*PROBLEM TO SOLVE*
Take the lines of the data below from the very first through the line containing "Browser frame */" and output them exactly, pictures excluded.

*SOURCE DATA*
········

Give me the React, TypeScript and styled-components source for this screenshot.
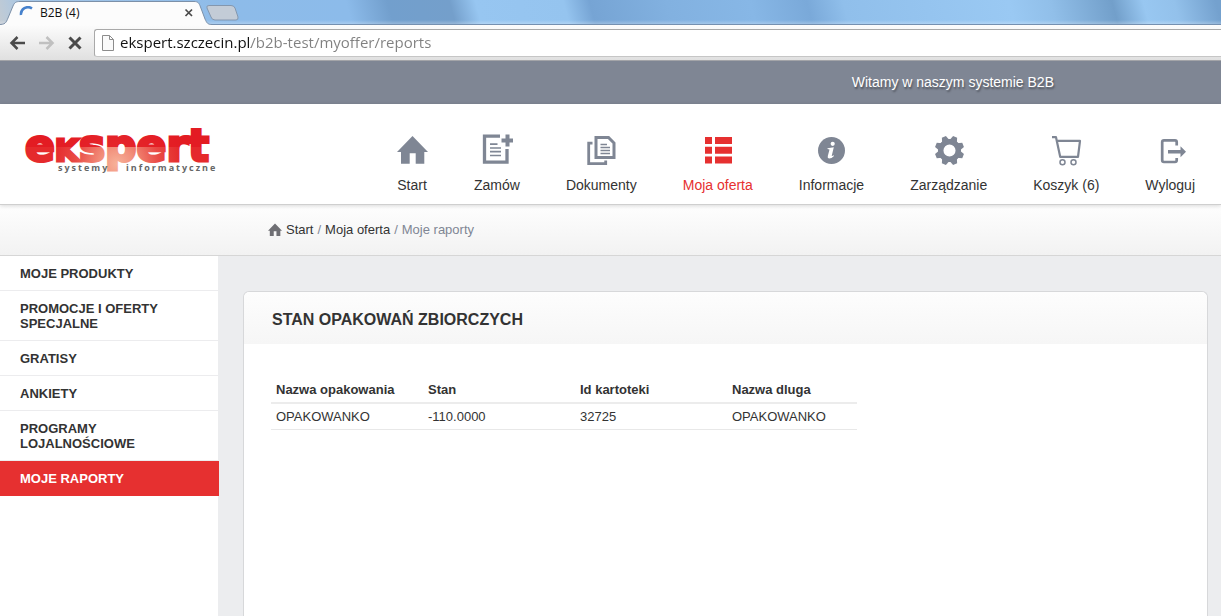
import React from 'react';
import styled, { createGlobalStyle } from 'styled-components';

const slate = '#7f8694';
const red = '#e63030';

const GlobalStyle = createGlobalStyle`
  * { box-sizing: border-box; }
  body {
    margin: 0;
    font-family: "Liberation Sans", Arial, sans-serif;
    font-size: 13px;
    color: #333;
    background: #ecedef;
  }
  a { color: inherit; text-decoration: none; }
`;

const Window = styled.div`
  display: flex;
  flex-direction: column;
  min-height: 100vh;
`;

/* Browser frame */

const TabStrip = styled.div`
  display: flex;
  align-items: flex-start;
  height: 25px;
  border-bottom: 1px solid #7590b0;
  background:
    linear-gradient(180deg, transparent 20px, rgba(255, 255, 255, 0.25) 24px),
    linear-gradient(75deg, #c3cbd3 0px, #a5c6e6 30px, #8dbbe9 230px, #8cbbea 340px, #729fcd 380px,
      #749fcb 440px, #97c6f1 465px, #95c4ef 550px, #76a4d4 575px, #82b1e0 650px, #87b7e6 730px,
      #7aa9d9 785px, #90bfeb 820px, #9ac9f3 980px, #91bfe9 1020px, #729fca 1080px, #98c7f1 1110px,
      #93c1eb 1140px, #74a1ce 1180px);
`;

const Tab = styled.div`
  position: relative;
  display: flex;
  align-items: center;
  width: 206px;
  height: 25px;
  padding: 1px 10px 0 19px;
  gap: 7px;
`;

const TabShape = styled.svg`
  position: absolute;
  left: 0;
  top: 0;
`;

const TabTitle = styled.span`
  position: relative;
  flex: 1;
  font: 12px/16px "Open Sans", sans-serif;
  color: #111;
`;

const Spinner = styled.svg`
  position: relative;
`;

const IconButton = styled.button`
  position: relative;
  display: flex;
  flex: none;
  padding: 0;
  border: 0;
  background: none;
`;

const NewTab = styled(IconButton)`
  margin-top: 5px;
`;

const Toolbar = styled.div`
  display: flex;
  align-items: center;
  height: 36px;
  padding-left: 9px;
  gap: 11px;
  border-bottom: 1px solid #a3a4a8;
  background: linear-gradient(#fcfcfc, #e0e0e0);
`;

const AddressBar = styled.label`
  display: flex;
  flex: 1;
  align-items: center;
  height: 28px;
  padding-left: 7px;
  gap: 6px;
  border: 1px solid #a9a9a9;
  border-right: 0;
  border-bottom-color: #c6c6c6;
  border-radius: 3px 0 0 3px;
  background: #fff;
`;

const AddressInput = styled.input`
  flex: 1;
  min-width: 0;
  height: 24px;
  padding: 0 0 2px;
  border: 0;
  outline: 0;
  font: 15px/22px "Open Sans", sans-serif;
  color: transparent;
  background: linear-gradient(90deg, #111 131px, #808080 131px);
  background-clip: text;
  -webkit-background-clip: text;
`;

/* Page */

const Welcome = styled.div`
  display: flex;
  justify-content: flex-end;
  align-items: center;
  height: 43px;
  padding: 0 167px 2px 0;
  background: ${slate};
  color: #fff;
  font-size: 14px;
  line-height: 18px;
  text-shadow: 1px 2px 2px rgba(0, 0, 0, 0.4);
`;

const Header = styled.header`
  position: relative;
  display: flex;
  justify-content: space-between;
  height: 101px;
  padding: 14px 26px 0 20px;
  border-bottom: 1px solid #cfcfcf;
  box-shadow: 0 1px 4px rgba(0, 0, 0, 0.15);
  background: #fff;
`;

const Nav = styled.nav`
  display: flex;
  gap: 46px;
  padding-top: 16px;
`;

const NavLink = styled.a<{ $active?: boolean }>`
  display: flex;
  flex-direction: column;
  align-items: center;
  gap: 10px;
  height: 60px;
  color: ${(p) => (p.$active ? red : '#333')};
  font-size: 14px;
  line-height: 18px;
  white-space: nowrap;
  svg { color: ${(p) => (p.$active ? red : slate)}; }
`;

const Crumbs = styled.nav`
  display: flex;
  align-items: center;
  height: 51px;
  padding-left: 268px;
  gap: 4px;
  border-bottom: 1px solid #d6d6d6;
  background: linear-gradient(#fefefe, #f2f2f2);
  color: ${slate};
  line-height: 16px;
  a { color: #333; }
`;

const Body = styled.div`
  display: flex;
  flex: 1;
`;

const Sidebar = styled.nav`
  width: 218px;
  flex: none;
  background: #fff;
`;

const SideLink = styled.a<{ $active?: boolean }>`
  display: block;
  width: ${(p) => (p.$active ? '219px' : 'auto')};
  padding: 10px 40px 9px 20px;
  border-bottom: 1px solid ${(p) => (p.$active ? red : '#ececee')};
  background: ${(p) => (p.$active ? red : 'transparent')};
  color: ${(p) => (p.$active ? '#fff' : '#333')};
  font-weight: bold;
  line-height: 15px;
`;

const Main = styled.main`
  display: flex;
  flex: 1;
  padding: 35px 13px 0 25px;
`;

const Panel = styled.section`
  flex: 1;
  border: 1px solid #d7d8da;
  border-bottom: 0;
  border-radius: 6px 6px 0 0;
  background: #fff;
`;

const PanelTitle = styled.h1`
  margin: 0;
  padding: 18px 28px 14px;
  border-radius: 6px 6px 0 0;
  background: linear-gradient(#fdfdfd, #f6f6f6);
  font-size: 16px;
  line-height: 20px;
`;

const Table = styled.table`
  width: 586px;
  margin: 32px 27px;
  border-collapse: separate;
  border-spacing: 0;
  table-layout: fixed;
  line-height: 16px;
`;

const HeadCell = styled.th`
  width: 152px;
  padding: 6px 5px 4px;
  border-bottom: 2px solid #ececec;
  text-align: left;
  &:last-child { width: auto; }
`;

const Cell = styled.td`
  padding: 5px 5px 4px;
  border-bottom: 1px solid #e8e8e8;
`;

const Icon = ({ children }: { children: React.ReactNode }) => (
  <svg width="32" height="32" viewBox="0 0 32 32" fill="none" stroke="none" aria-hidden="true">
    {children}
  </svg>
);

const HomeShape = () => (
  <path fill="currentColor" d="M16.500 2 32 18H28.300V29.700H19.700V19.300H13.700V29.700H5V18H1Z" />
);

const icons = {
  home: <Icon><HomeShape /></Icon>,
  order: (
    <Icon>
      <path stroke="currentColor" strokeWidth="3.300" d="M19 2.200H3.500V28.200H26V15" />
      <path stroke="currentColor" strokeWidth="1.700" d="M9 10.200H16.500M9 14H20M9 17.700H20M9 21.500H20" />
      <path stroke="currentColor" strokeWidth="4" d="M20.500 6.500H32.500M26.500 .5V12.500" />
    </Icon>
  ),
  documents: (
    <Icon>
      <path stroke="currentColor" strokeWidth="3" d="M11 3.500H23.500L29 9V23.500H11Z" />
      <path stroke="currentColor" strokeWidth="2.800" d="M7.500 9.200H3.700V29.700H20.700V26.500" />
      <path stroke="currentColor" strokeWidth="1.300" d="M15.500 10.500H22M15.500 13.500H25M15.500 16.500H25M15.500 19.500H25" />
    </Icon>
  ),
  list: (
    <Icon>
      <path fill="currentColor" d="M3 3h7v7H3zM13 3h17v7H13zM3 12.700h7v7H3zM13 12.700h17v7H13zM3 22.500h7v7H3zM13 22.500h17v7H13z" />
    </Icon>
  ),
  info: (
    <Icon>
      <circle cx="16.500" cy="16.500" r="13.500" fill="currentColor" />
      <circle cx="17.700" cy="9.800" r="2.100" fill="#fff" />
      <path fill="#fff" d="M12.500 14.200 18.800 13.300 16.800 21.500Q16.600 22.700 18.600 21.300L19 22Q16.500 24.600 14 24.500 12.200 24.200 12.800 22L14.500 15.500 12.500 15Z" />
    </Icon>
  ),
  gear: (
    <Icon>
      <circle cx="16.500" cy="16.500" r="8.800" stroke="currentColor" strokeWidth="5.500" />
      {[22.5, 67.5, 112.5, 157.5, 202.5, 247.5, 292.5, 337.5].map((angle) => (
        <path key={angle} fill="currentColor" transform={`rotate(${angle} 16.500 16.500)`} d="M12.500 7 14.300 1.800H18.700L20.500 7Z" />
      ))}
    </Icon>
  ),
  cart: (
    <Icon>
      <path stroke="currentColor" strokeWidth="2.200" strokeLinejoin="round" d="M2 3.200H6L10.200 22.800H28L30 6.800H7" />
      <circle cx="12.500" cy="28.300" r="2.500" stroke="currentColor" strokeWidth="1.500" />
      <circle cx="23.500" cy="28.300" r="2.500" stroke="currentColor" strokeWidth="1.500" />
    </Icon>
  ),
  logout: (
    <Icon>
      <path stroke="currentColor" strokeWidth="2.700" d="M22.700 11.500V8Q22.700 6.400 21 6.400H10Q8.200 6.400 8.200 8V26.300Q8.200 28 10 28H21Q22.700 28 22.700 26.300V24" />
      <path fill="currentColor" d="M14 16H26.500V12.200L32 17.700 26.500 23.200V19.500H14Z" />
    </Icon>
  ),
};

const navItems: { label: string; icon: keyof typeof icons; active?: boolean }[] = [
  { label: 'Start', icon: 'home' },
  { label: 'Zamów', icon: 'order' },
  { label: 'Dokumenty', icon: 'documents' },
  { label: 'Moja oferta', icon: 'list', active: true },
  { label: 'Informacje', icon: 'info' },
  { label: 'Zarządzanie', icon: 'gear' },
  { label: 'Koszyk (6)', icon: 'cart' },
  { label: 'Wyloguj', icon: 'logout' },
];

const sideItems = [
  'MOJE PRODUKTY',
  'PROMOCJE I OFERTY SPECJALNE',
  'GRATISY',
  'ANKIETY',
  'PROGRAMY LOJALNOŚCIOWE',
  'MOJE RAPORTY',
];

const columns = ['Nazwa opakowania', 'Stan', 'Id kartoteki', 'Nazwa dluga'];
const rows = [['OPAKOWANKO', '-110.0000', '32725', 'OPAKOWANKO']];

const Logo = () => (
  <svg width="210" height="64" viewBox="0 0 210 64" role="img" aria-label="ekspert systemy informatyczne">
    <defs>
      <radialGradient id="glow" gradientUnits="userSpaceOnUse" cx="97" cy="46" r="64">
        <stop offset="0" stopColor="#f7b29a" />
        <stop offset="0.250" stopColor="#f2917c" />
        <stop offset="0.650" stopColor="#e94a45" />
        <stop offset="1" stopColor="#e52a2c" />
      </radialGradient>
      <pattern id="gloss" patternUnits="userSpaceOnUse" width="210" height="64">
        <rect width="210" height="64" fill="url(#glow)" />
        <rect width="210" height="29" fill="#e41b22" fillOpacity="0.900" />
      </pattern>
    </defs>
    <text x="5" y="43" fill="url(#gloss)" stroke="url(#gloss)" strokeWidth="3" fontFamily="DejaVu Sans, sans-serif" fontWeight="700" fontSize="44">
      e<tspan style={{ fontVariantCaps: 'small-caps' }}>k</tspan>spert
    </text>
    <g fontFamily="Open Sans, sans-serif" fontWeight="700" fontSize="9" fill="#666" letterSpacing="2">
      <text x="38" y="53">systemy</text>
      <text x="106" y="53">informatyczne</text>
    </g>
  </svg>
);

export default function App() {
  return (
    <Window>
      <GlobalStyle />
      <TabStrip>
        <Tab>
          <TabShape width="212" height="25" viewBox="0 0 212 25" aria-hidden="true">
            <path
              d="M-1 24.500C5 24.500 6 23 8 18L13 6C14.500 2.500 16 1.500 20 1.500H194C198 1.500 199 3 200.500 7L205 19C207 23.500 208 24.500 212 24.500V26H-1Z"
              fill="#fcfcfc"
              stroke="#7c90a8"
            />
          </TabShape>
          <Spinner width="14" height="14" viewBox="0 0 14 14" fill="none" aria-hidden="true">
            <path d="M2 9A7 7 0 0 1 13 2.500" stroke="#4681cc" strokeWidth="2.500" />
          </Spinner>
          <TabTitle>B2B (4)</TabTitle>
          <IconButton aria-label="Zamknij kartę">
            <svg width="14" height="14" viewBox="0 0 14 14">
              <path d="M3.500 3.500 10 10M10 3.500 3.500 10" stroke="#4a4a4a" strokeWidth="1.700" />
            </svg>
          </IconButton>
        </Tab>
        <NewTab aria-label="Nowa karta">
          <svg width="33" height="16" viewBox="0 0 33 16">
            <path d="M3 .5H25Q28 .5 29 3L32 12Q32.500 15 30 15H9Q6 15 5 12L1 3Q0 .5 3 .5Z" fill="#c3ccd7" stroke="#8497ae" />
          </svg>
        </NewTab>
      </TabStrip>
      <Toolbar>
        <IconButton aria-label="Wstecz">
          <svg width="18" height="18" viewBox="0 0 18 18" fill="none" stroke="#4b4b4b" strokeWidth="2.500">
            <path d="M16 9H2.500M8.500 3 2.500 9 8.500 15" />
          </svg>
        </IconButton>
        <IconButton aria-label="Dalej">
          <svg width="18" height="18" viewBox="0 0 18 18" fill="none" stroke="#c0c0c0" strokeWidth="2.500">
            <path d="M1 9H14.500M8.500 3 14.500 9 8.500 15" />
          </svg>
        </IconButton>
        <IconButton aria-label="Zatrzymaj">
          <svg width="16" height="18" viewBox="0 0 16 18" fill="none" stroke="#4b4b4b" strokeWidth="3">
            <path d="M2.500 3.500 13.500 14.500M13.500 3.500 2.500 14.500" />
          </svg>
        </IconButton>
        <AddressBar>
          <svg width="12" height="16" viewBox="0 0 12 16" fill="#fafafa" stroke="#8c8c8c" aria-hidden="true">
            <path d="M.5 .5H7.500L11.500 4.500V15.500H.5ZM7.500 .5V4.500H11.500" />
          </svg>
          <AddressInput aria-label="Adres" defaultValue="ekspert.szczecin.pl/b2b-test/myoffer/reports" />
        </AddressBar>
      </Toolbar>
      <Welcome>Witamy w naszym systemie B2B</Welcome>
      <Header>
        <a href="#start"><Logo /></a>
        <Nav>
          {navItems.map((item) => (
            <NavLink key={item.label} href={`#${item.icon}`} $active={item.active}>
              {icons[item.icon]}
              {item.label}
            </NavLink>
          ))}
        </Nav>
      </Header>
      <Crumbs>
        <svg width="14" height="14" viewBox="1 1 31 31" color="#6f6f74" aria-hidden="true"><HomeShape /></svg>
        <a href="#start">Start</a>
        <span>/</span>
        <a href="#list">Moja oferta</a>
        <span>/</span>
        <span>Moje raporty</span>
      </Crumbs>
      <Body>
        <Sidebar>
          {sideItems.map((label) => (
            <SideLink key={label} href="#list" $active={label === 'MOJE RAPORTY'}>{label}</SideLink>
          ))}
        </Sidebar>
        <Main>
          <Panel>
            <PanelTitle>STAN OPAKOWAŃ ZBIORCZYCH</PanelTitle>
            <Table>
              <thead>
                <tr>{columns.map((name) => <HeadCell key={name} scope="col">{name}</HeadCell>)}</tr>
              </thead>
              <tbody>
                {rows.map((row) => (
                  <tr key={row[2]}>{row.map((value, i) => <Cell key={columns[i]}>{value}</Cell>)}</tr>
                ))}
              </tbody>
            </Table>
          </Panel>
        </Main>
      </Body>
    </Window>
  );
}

········

*THE ANSWER*
Give me the React, TypeScript and styled-components source for this screenshot.
import React from 'react';
import styled, { createGlobalStyle } from 'styled-components';

const slate = '#7f8694';
const red = '#e63030';

const GlobalStyle = createGlobalStyle`
  * { box-sizing: border-box; }
  body {
    margin: 0;
    font-family: "Liberation Sans", Arial, sans-serif;
    font-size: 13px;
    color: #333;
    background: #ecedef;
  }
  a { color: inherit; text-decoration: none; }
`;

const Window = styled.div`
  display: flex;
  flex-direction: column;
  min-height: 100vh;
`;

/* Browser frame */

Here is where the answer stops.